(Dataset content):
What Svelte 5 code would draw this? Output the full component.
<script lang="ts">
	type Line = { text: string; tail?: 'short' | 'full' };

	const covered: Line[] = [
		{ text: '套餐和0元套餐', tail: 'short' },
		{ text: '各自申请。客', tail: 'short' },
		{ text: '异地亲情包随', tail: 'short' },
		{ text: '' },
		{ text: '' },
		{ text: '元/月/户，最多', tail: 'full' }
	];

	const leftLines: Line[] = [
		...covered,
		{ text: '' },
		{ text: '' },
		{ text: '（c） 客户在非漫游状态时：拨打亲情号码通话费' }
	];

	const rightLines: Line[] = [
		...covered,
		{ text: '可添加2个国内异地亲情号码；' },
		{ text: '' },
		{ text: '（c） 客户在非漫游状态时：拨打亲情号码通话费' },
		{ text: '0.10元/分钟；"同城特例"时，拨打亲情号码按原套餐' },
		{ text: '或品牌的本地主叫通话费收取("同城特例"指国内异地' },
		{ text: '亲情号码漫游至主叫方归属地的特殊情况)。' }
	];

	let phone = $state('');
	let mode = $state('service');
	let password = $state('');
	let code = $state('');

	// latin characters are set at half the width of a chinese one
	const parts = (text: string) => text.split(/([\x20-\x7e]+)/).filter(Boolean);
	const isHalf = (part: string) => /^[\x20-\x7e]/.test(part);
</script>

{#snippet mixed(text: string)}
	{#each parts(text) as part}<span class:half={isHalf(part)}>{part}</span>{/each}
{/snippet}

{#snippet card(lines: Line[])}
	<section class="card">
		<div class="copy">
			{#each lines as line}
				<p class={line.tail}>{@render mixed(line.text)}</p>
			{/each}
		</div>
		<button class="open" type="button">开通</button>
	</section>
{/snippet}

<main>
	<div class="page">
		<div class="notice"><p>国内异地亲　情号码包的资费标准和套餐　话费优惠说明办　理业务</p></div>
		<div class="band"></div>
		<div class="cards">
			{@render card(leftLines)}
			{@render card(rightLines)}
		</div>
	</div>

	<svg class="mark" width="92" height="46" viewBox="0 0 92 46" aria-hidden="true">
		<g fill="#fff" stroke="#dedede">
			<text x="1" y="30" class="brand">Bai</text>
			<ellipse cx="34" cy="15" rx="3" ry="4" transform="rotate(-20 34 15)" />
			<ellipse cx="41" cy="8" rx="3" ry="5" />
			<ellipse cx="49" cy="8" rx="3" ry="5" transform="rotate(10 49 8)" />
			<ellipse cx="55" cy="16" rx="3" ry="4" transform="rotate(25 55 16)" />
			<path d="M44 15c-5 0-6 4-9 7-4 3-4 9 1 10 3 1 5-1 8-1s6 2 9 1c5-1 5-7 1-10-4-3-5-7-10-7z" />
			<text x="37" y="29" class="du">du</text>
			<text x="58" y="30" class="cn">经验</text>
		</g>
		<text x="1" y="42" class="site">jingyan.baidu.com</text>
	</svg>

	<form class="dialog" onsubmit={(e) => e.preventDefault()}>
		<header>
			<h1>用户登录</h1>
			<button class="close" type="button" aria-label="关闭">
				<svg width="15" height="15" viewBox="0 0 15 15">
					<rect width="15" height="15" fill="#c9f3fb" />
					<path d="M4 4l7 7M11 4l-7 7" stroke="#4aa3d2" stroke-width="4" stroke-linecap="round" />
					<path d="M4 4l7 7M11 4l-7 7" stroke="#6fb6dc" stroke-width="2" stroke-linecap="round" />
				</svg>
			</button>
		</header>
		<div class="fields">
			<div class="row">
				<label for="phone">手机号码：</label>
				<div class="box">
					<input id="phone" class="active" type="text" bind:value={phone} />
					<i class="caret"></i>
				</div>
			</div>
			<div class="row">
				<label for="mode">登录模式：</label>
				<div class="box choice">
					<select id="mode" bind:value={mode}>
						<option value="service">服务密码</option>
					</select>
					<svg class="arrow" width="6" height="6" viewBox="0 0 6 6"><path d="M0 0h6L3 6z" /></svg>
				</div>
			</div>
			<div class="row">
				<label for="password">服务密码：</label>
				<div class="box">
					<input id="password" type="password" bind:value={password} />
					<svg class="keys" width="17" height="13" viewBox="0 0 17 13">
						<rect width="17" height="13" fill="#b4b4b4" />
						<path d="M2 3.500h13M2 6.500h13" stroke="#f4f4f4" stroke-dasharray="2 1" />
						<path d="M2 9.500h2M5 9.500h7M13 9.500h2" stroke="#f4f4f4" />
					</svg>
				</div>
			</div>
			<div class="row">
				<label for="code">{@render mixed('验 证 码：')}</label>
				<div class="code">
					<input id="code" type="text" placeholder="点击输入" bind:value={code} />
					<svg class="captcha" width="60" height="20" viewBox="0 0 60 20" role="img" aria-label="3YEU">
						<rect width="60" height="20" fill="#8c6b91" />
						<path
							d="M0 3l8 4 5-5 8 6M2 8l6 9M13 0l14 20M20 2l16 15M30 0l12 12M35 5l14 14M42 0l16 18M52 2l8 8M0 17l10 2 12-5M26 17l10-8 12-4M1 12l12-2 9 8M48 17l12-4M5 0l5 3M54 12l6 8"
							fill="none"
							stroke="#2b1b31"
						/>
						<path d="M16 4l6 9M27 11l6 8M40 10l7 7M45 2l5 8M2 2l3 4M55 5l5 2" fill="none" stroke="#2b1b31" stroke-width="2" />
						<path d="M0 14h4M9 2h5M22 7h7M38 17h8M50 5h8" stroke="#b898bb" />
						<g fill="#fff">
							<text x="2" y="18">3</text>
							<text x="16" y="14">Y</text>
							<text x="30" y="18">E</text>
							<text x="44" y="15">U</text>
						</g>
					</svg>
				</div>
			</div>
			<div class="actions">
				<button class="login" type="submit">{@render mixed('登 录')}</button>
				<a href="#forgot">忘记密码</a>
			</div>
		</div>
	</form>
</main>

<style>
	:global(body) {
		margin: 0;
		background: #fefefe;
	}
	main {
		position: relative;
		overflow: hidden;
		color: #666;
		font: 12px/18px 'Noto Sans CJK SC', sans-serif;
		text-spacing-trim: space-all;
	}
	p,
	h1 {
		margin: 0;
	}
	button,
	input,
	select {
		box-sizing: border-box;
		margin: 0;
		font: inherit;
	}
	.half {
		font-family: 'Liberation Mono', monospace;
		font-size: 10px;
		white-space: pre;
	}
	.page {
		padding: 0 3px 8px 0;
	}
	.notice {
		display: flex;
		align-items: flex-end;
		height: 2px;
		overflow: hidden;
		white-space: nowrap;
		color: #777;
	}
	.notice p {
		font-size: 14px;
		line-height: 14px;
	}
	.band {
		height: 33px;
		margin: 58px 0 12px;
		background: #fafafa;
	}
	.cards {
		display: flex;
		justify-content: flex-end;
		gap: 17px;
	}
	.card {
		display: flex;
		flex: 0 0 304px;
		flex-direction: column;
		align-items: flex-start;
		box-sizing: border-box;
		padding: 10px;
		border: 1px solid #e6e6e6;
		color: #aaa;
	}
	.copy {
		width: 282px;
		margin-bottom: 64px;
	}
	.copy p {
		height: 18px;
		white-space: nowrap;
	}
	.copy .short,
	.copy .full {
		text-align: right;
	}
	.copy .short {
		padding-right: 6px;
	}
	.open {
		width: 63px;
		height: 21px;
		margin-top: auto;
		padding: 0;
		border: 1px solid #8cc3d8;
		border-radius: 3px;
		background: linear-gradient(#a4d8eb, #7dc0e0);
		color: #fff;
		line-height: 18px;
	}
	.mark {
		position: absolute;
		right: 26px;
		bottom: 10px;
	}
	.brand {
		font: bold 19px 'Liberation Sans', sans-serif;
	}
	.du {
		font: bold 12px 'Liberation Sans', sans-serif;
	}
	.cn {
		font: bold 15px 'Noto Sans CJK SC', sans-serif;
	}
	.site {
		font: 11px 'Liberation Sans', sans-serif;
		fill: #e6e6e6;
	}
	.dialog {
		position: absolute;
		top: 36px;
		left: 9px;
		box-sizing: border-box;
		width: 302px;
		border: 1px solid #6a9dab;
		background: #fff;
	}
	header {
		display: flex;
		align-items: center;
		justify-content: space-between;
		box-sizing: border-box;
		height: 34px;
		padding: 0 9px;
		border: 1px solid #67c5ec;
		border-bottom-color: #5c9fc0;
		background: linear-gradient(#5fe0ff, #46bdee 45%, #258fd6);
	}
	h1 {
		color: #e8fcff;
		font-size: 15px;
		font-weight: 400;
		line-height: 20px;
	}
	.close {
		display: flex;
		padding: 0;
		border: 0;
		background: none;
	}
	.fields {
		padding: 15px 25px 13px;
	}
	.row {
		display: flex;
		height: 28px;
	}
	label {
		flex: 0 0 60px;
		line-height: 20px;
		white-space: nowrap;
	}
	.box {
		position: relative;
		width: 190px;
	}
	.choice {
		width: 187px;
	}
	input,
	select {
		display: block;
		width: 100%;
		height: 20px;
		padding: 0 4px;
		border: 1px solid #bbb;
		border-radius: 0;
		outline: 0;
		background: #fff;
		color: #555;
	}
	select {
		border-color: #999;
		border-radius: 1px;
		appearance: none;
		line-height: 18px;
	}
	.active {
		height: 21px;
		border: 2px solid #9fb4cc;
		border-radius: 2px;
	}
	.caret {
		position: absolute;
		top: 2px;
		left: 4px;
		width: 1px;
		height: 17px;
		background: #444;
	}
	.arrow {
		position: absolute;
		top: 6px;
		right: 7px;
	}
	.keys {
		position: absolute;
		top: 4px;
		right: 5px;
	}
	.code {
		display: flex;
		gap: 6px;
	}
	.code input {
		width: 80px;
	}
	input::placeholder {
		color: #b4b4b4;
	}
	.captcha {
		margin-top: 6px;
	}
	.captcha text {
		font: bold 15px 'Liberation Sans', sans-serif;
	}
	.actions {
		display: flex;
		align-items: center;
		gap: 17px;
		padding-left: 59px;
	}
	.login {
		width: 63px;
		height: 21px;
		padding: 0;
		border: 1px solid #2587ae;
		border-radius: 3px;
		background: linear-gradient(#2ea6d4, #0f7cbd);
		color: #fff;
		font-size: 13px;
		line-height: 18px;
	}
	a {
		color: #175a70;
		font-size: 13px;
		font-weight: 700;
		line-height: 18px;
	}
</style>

--

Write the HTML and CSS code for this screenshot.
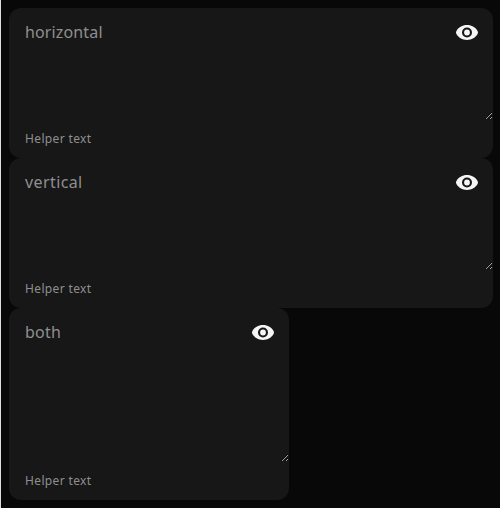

(Work instructions):
Begin at the line that has "What Svelte 5", stop after the line that has "string; tail?: 'short'", and repeat exactly those lines, nothing more.

(Reply):
What Svelte 5 code would draw this? Output the full component.
<script lang="ts">
	type Line = { text: string; tail?: 'short' | 'full' };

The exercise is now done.